Tusk wyraził przekonanie, że w przypadku Amber Gold służby państwowe, w tym KNF, zadziałały zgodnie z procedurami, donosząc do prokuratury o zagrożeniach i przede wszystkim informując opinię publiczną o dużym ryzyku związanym z lokowaniem pieniędzy w tej spółce. W ocenie premiera "to, co jest bezpośrednio zależne od instytucji rządowych, działało sprawnie". - Co nie znaczy, że mogło zapobiec temu procederowi, póki nie ma twardego przekonania, że mamy do czynienia z przestępstwem - dodał.
Premier zapowiedział we wtorek, że zwróci się do prokuratora generalnego o szczegółową informację dotyczącą postępowania i tempa pracy prokuratury po zawiadomieniu przez KNF o problemach firmy Amber Gold. Jak dodał, w ocenie ministra sprawiedliwości nie dopełnił swoich obowiązków kurator, który zajmował się sprawą właściciela Amber Gold.
Firma Amber Gold oferowała klientom wysoko oprocentowane inwestycje; przed kilkoma dniami zapadła decyzja o jej likwidacji. Amber Gold była głównym udziałowcem linii lotniczych OLT Express, z którymi współpracował syn premiera, Michał.

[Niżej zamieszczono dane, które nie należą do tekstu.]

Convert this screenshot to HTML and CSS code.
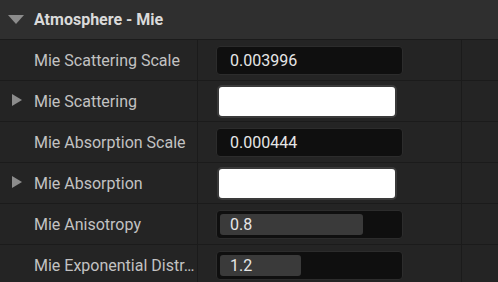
FILE: index.html
```html
<!DOCTYPE html>
<html>
<head>
<meta charset="utf-8">
<link rel="stylesheet" href="styles.css">
</head>
<body>
<div class="panel">
  <div class="header">
    <span class="caret-down"></span>
    <span class="header-title">Atmosphere - Mie</span>
  </div>
  <div class="row">
    <div class="label"><span class="name">Mie Scattering Scale</span></div>
    <div class="value"><div class="numbox"><span class="num">0.003996</span></div></div>
    <div class="extra"></div>
  </div>
  <div class="row">
    <div class="label"><span class="caret-right"></span><span class="name">Mie Scattering</span></div>
    <div class="value"><div class="swatch"></div></div>
    <div class="extra"></div>
  </div>
  <div class="row">
    <div class="label"><span class="name">Mie Absorption Scale</span></div>
    <div class="value"><div class="numbox"><span class="num">0.000444</span></div></div>
    <div class="extra"></div>
  </div>
  <div class="row">
    <div class="label"><span class="caret-right"></span><span class="name">Mie Absorption</span></div>
    <div class="value"><div class="swatch"></div></div>
    <div class="extra"></div>
  </div>
  <div class="row">
    <div class="label"><span class="name">Mie Anisotropy</span></div>
    <div class="value"><div class="numbox slider"><div class="fill" style="width: 143px"></div><span class="num">0.8</span></div></div>
    <div class="extra"></div>
  </div>
  <div class="row">
    <div class="label"><span class="name">Mie Exponential Distr…</span></div>
    <div class="value"><div class="numbox slider"><div class="fill" style="width: 81px"></div><span class="num">1.2</span></div></div>
    <div class="extra"></div>
  </div>
</div>
</body>
</html>
```
FILE: styles.css
```css
html, body {
  margin: 0;
  padding: 0;
  background: #242424;
}
body {
  width: 498px;
  height: 282px;
  overflow: hidden;
  font-family: Roboto, "Noto Sans", sans-serif;
}
.panel {
  display: flex;
  flex-direction: column;
}
.header {
  height: 39px;
  background: #2f2f2f;
  border-bottom: 1px solid #1b1b1b;
  display: flex;
  align-items: center;
}
.caret-down {
  width: 0;
  height: 0;
  margin-left: 8px;
  border-left: 8px solid transparent;
  border-right: 8px solid transparent;
  border-top: 9px solid #8c8c8c;
}
.header-title {
  margin-left: 10px;
  color: #dadada;
  font-weight: bold;
  font-size: 16px;
}
.row {
  height: 40px;
  display: flex;
  border-bottom: 1px solid #1b1b1b;
  background: #242424;
}
.label {
  width: 198px;
  border-right: 1px solid #1b1b1b;
  display: flex;
  align-items: center;
  position: relative;
  box-sizing: border-box;
  padding-left: 34px;
  padding-right: 2px;
}
.name {
  color: #c2c2c2;
  font-size: 16px;
  white-space: nowrap;
}
.caret-right {
  position: absolute;
  left: 12px;
  top: 13px;
  width: 0;
  height: 0;
  border-top: 6.5px solid transparent;
  border-bottom: 6.5px solid transparent;
  border-left: 10px solid #8c8c8c;
}
.value {
  width: 264px;
  border-right: 1px solid #1b1b1b;
  display: flex;
  align-items: center;
  padding-left: 18px;
  box-sizing: border-box;
}
.extra {
  flex: 1;
}
.numbox {
  width: 187px;
  height: 29px;
  box-sizing: border-box;
  background: #0f0f0f;
  border: 1px solid #2c2c2c;
  border-radius: 4px;
  display: flex;
  align-items: center;
  position: relative;
}
.num {
  position: relative;
  margin-left: 13px;
  color: #e6e6e6;
  font-size: 16px;
}
.fill {
  position: absolute;
  left: 3px;
  top: 3px;
  bottom: 3px;
  background: #3a3a3a;
  border-radius: 3px;
}
.swatch {
  width: 180px;
  height: 33px;
  box-sizing: border-box;
  margin-left: 1px;
  background: #ffffff;
  border: 2px solid #3a3a3a;
  border-radius: 5px;
}
```
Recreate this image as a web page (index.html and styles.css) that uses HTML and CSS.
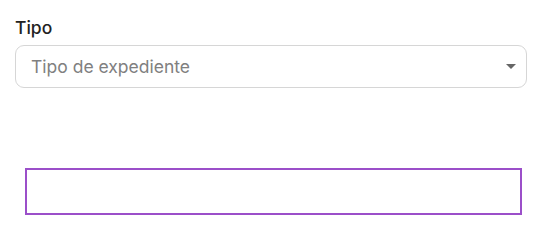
FILE: index.html
```html
<!DOCTYPE html>
<html lang="es">
<head>
<meta charset="utf-8">
<link rel="stylesheet" href="styles.css">
</head>
<body>
<div class="page">
  <div class="field">
    <label class="label">Tipo</label>
    <div class="select">
      <span class="placeholder">Tipo de expediente</span>
      <span class="caret"></span>
    </div>
  </div>
  <div class="box"></div>
</div>
</body>
</html>
```
FILE: styles.css
```css
html, body {
  margin: 0;
  padding: 0;
  background: #fff;
}
.page {
  padding: 17px 18px 0 15px;
  font-family: Inter, "Noto Sans", sans-serif;
}
.field {
  display: flex;
  flex-direction: column;
  gap: 6px;
}
.label {
  font-size: 17.5px;
  line-height: 22px;
  color: #222;
  font-weight: 500;
}
.select {
  height: 41px;
  border: 1px solid #d6d6d6;
  border-radius: 9px;
  display: flex;
  align-items: center;
  justify-content: space-between;
  padding: 0 10px 0 15px;
}
.placeholder {
  font-size: 17.5px;
  color: #808080;
}
.caret {
  width: 0;
  height: 0;
  border-left: 5px solid transparent;
  border-right: 5px solid transparent;
  border-top: 5px solid #666;
}
.box {
  margin: 80px 5px 0 10px;
  height: 43px;
  border: 2px solid #9b4fc9;
}
```
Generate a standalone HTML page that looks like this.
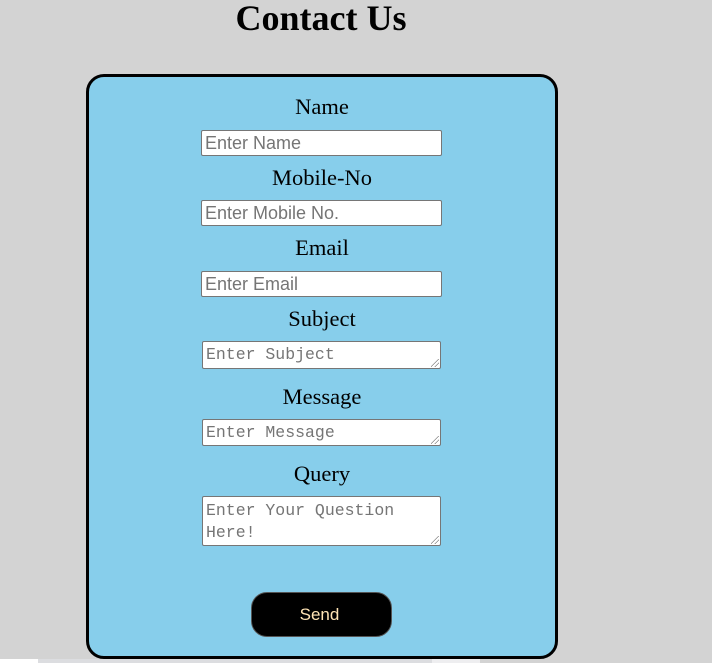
<!DOCTYPE html>
<html><head><meta charset="utf-8"><style>
*{box-sizing:border-box;margin:0;padding:0}
body{width:712px;height:663px;background:#d3d3d3;position:relative;overflow:hidden;font-family:"Liberation Serif",serif}
h1{position:absolute;left:0;width:642px;top:-3px;text-align:center;font-size:36px;font-weight:bold;color:#000}
.card{position:absolute;left:86px;top:74px;width:472px;height:585px;background:#87ceeb;border:3px solid #000;border-radius:18px}
.lbl{position:absolute;left:86px;width:472px;text-align:center;font-size:22.5px;color:#000;line-height:24px}
.in{position:absolute;left:201px;width:241px;height:26px;background:#fff;border:1px solid #767676;border-radius:2px;font-family:"Liberation Sans",sans-serif;font-size:18px;color:#757575;padding:2px 3px;line-height:20px}
.ta{position:absolute;left:202px;width:239px;background:#fff;border:1px solid #767676;border-radius:2px;font-family:"Liberation Mono","DejaVu Sans Mono",monospace;font-size:16.5px;color:#757575;padding:3px 3px;line-height:22px;white-space:pre}
.ta:after{content:"";position:absolute;right:1px;bottom:1px;width:8px;height:8px;background:linear-gradient(135deg,transparent 45%,#888 46%,#888 52%,transparent 53%,transparent 70%,#888 71%,#888 77%,transparent 78%)}
.btn{position:absolute;left:251px;top:592px;width:141px;height:45px;background:#000;border:1px solid #555;border-radius:16px;color:#ffe4b5;font-family:"Liberation Sans",sans-serif;font-size:17px;text-align:center;line-height:43px;padding-right:4px}
.strip{position:absolute;top:659px;height:4px}
</style></head><body>
<h1>Contact Us</h1>
<div class="card"></div>
<div class="lbl" style="top:95px">Name</div>
<div class="in" style="top:130px">Enter Name</div>
<div class="lbl" style="top:166px">Mobile-No</div>
<div class="in" style="top:200px">Enter Mobile No.</div>
<div class="lbl" style="top:236px">Email</div>
<div class="in" style="top:271px">Enter Email</div>
<div class="lbl" style="top:307px">Subject</div>
<div class="ta" style="top:341px;height:28px;line-height:20px">Enter Subject</div>
<div class="lbl" style="top:385px">Message</div>
<div class="ta" style="top:419px;height:27px;line-height:19px">Enter Message</div>
<div class="lbl" style="top:462px">Query</div>
<div class="ta" style="top:496px;height:50px">Enter Your Question
Here!</div>
<div class="btn">Send</div>
<div class="strip" style="left:0;width:38px;background:#fff"></div>
<div class="strip" style="left:38px;width:394px;background:#dcdde0"></div>
<div class="strip" style="left:432px;width:48px;background:#eeeef0"></div>
</body></html>
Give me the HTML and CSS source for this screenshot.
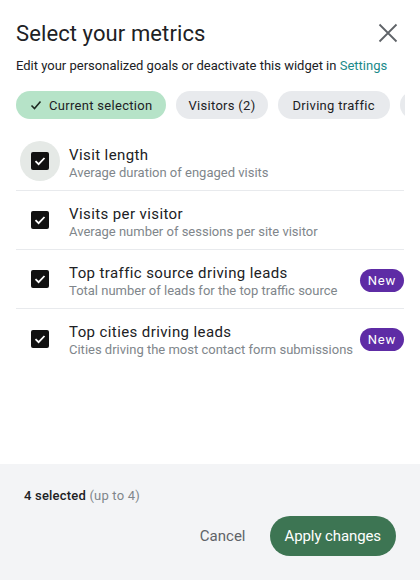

Komitet Stabilności Finansowej został powołany ustawą o Komitecie Stabilności Finansowej z dnia 7 listopada 2008 r., a jego posiedzenia zwoływane są regularnie. Celem działania Komitetu jest zapewnienie efektywnej współpracy w zakresie wspierania i utrzymania stabilności krajowego systemu finansowego poprzez wymianę informacji, opinii i ocen sytuacji w systemie finansowym w kraju i za granicą oraz koordynację działań w tym zakresie.